Governor Shaktikant Das in his statement said, "Headline inflation had surged in July driven by tomato and other vegetable prices. It corrected partly in August and is expected to see further easing in September on the back of moderation in these prices."
"The overall inflation outlook, however, is clouded by uncertainties from the fall in kharif sowing for key crops like pulses and oilseeds, low reservoir levels, and volatile global food and energy prices. The MPC observed that the recurring incidence of large and overlapping food price shocks can impart generalisation and persistence to headline inflation...The transmission of the 250 basis points (bps) increase in the policy repo rate to bank lending and deposit rates is still incomplete and hence the MPC decided to remain focused on withdrawal of accommodation."
Also Read: RBI MPC Meeting: PM Vishwakarma Included Under PIDF Scheme, Tenure Extended By Two More Years
Here are the key takeaways from the RBI's October monetary policy decision
- The Monetary Policy Committee (MPC) after a detailed assessment of the evolving macroeconomic and financial developments decided unanimously to keep the policy repo rate unchanged at 6.50 per cent.
- The standing deposit facility (SDF) rate remains at 6.25 per cent and the marginal standing facility (MSF) rate and the Bank Rate at 6.75 per cent.
- The MPC also decided by a majority of 5 out of 6 members to remain focused on "withdrawal of accommodation" to ensure that inflation progressively aligns to the target, while supporting growth.
- The interest rates status quo means retail, as well as corporate borrowers, will have a stable borrowing rate. Following the Russia-Ukraine war, the central bank began gradually raising the policy rate starting in May 2022, and it was raised to 6.5 per cent in February of this year. Since then, it has maintained the rate throughout its bi-monthly reviews of monetary policy.
- The RBI's expected CPI-based inflation rate for the ongoing financial year remains at 5.4 per cent, while the MPC will continue to monitor inflation and is steadfast in its resolve to bring it into line with the desired level.
- The retail inflation projection was kept at 5.4 per cent for FY24. The prediction for the second quarter of FY24 has been increased from 6.2 to 6.4 per cent. The inflation forecast for Q3FY24 has been reduced from 5.7 per cent to 5.6 per cent. The estimate has remained at 5.2 per cent for Q4FY24. The inflation forecast for Q1FY25 has remained at 5.2 per cent.
- As per RBI, in contrast to global trends, domestic economic activity exhibits resilience on the back of strong domestic demand. Investment activity maintained its momentum with good support from government capex.
- The RBI projected real GDP growth for 2023-24 at 6.5 per cent with Q2 at 6.5 per cent; Q3 at 6.0 per cent; and Q4 at 5.7 per cent. Real GDP growth for Q1FY25 is projected at 6.6 per cent.
- RBI Governor said India’s merchandise exports and imports have remained in the contractionary zone so far during 2023-24, although at a decelerated pace during July and August.

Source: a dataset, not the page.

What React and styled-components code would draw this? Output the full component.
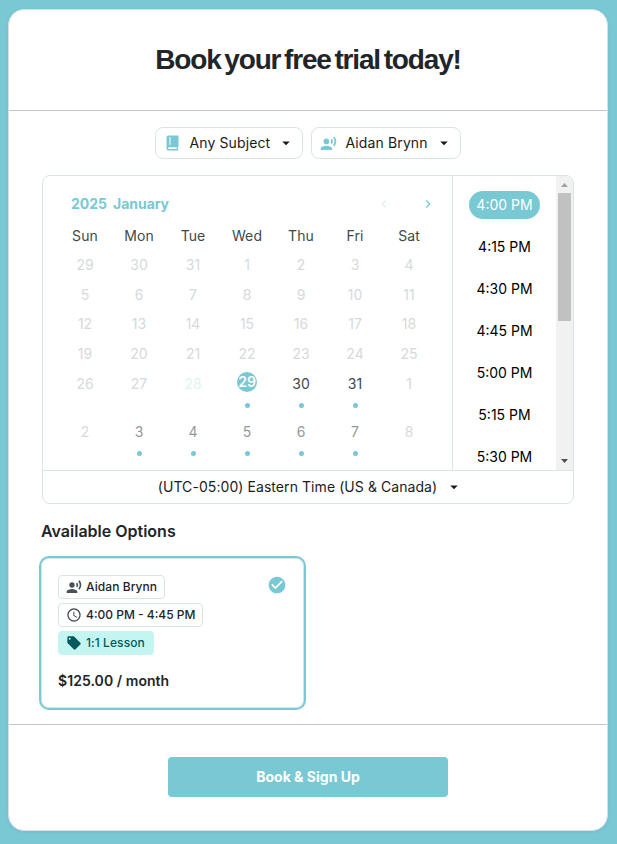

Services exports grew at a healthy pace in Q1FY24 and remained strong during July and August 2023 driven by software and business services.
- As per the central bank inward remittances have risen by 5.8 per cent year on year, and the current account deficit (CAD) for Q1FY24 declined to 1.1 per cent of GDP from a year ago.
- The foreign portfolio investment (FPI) flows have seen a significant turnaround in 2023-24 with net FPI inflows at $ 20.3 billion up to September 2023 as against net outflows in the preceding two years.
- Net foreign direct investment (FDI), on the other hand, moderated to $ 5.8 billion in April-July 2023 from $ 17.3 billion a year ago.
- To ensure that liquidity conditions are in sync with the monetary policy stance, the Reserve Bank had imposed an incremental cash reserve ratio (I-CRR) of 10 per cent. The I-CRR was reviewed and it is being discontinued in a phased manner, ending October 7, 2023, Governor Shaktikanta Das said.
- Going forward, while remaining nimble, RBI will have to consider OMO sales (Open Market Operation sales) to manage liquidity, consistent with the stance of monetary policy. The timing and quantum of such operations will depend on the evolving liquidity conditions, Das said.
- Among certain additional measures, the RBI said, with a view to harmonise the credit concentration norms among NBFCs, it has been decided to permit NBFCs in the Middle and Base Layers to use Credit Risk Mitigation (CRM) instruments for reducing their counterparty exposure under the credit concentration norms.
- RBI has decided to increase the existing limit for Gold Loans under the Bullet Repayment scheme from Rs 2 lakh to Rs 4 lakh in respect of Urban Co-operative Banks (UCBs) who have met the overall target and sub-targets under the Priority Sector Lending (PSL) as on March 31, 2023.
- It has been decided to issue a draft omnibus framework for recognising Self-Regulatory Organisations (SROs) for various categories of Regulated Entities (REs) of the Reserve Bank for stakeholder comments. Additional sector-specific conditions may also be prescribed at the time of calling for applications.
- The Payments Infrastructure Development Fund (PIDF) scheme has been extended by two years, that is, up to December 31, 2025. The coverage of the PIDF scheme is also being expanded to include the beneficiaries of the PM Vishwakarma Scheme.
- The central bank introduced New Channels for Card-on-File Tokenisation (CoFT) facilities directly at the issuer bank level. This measure will enhance convenience for cardholders to get tokens created and linked to their existing accounts with various e-commerce applications.